General Assembly Passes Tax & Budget Package, No Reforms
Over the weekend, the Illinois House of Representatives and Senate narrowly passed a tax and budget package over objections of Governor Bruce Rauner and the business community. The Illinois Manufacturers’ Association engaged elected officials for many months to find a common sense solution to help end the two-year budget impasse but the final legislation imposes a new five billion dollar tax hike on Illinois businesses and families without any meaningful reforms to make our state more attractive to job creators.
Governor Rauner made good on his pledge and immediately vetoed the three-bill package (SB 6, SB 9, SB 42) but lawmakers in the Senate promptly overrode his action. The House of Representatives is expected to do the same when they can find a date to get all of their members in town that could occur later this week. Here is the Governor’s veto message.
Over the past two years, Illinois’ backlog of bills surpassed $15 billion and the state’s credit rating has repeatedly been downgraded and sits one level above junk status. A K-12 education budget combined with court orders and consent decrees have resulted in Illinois spending more than $39 billion with revenue of less than $32 billion.
Late last week, Democrats and Republicans in the Illinois House of Representatives started working in bipartisan fashion to find agreements to reduce the high cost of workers’ compensation, lower property tax costs, consolidate local governments, and reform the crushing pension debt as part of a comprehensive budget package. However, Speaker Michael J. Madigan abruptly broke off negotiations and chose to call the bills for a vote on Sunday over Republican objections.
The new state budget (SB 6) spends $36.054 billion for the coming fiscal year. It is funded largely with five billion dollars in new tax revenue while lawmakers reduced current spending by three billion dollars. For the past two years, Illinois has been racking up debt at more than $12 million per day largely because of court orders and consent decrees.
New tax revenue (SB 9) comes primarily from a permanent increase in the state’s income tax on corporations and individuals. The tax rates will increase on July 1, 2017, with rates on individuals at 4.95 percent (now 3.75 percent) and corporations at 7.0 percent (now 5.25 percent).
In addition, lawmakers extended the Research & Development tax credit by five years and made the Graphic Arts sales tax exemption permanent. However, they also decoupled from the Qualified Production Activities Deduction (QPAI), eliminated the non-combination rule, and redefined the United States to impose new taxes on energy production located on the continental shelf. Gasohol will be taxed at 100 percent while other fuel blends including biodiesel, biodiesel blends, and majority blended ethanol will have their tax exemption extended by five years.

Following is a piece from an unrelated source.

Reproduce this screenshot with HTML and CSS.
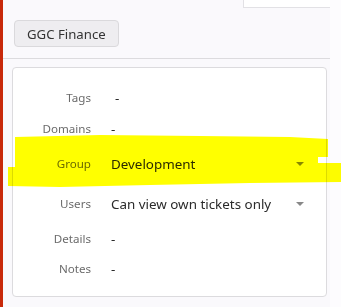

The tax bill does not include a tax on sugar-sweetened beverages nor does it expand the sales tax onto consumer services that was discussed in the Senate. The IMA objected to a tax on foreign and domestic dividends and it was removed from consideration. Unfortunately, lawmakers did not include an extension of the Manufacturers Purchase Credit that expired in 2015.
Illinois businesses need the fiscal stability and certainty that comes with a state budget. There is absolutely no doubt that the budget battle has created chaos and harmed the state’s economy. However, simply raising taxes without reforming the way that Illinois spends money or making Illinois more attractive for job creators will not change Illinois’ trajectory.
Fifteen Republicans in the House of Representatives and one Republican Senator joined Democrats in providing the necessary votes on the tax hike.
To see how your legislators voted, please click here:
Governor Rauner plans to continue calling lawmakers into special session at least once per week to discuss education funding reform, workers’ compensation, and other reform measures. The IMA plans to continue fighting for changes that will make Illinois more competitive.